**WHAT YOU NEED TO DO:**
Leave out the pictures and copy everything else below exactly.

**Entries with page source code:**
>>>>>

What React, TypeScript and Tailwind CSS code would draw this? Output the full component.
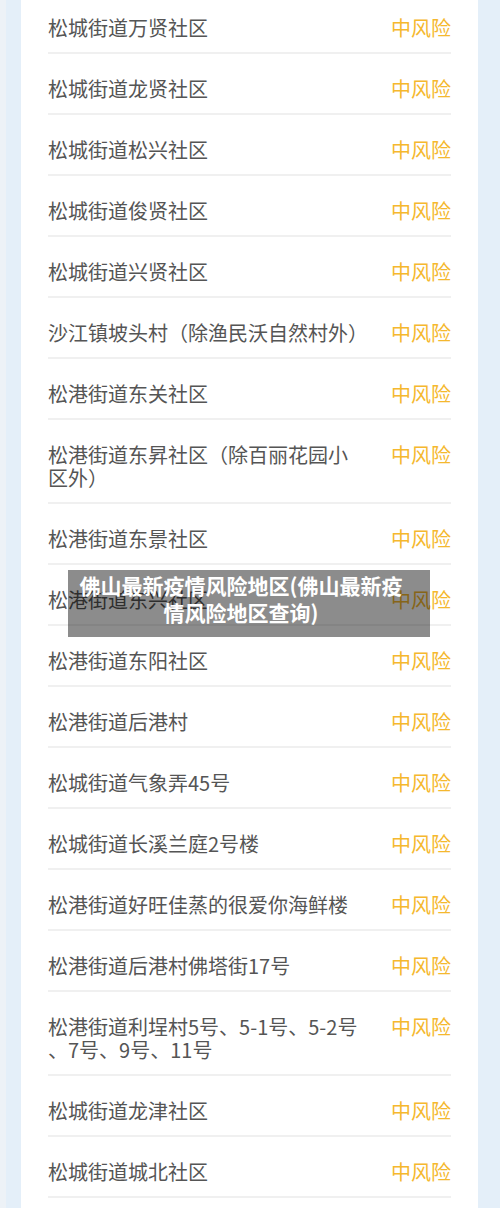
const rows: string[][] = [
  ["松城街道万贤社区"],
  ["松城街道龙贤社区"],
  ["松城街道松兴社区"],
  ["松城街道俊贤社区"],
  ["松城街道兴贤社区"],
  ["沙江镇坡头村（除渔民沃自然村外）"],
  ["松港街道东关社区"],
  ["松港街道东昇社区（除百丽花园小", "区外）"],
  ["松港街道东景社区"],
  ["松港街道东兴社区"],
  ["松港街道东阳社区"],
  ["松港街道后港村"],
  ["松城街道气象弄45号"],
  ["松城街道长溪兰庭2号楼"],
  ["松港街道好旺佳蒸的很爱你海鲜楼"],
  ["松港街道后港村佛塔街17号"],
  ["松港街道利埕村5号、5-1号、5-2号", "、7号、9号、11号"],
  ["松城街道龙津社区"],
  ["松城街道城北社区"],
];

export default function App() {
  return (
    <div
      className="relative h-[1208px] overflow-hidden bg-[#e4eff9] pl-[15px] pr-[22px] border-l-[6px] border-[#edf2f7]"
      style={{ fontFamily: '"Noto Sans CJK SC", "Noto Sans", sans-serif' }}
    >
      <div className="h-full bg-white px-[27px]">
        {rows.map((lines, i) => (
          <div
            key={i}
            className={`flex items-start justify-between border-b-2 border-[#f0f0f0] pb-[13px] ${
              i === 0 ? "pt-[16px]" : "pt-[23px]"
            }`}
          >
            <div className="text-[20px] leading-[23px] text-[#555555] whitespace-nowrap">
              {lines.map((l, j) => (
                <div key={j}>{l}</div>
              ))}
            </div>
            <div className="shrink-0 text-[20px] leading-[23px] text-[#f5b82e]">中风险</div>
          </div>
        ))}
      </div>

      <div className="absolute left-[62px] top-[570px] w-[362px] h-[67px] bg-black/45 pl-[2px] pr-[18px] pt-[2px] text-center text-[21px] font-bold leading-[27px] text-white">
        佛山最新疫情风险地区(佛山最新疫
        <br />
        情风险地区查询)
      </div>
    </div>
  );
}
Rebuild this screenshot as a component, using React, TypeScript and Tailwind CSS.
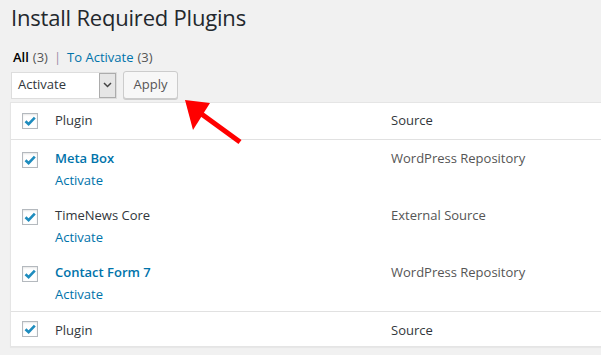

<<<<<

**FINISHED ANSWER:**
What React, TypeScript and Tailwind CSS code would draw this? Output the full component.
const rows: string[][] = [
  ["松城街道万贤社区"],
  ["松城街道龙贤社区"],
  ["松城街道松兴社区"],
  ["松城街道俊贤社区"],
  ["松城街道兴贤社区"],
  ["沙江镇坡头村（除渔民沃自然村外）"],
  ["松港街道东关社区"],
  ["松港街道东昇社区（除百丽花园小", "区外）"],
  ["松港街道东景社区"],
  ["松港街道东兴社区"],
  ["松港街道东阳社区"],
  ["松港街道后港村"],
  ["松城街道气象弄45号"],
  ["松城街道长溪兰庭2号楼"],
  ["松港街道好旺佳蒸的很爱你海鲜楼"],
  ["松港街道后港村佛塔街17号"],
  ["松港街道利埕村5号、5-1号、5-2号", "、7号、9号、11号"],
  ["松城街道龙津社区"],
  ["松城街道城北社区"],
];

export default function App() {
  return (
    <div
      className="relative h-[1208px] overflow-hidden bg-[#e4eff9] pl-[15px] pr-[22px] border-l-[6px] border-[#edf2f7]"
      style={{ fontFamily: '"Noto Sans CJK SC", "Noto Sans", sans-serif' }}
    >
      <div className="h-full bg-white px-[27px]">
        {rows.map((lines, i) => (
          <div
            key={i}
            className={`flex items-start justify-between border-b-2 border-[#f0f0f0] pb-[13px] ${
              i === 0 ? "pt-[16px]" : "pt-[23px]"
            }`}
          >
            <div className="text-[20px] leading-[23px] text-[#555555] whitespace-nowrap">
              {lines.map((l, j) => (
                <div key={j}>{l}</div>
              ))}
            </div>
            <div className="shrink-0 text-[20px] leading-[23px] text-[#f5b82e]">中风险</div>
          </div>
        ))}
      </div>

      <div className="absolute left-[62px] top-[570px] w-[362px] h-[67px] bg-black/45 pl-[2px] pr-[18px] pt-[2px] text-center text-[21px] font-bold leading-[27px] text-white">
        佛山最新疫情风险地区(佛山最新疫
        <br />
        情风险地区查询)
      </div>
    </div>
  );
}
Rebuild this screenshot as a component, using React, TypeScript and Tailwind CSS.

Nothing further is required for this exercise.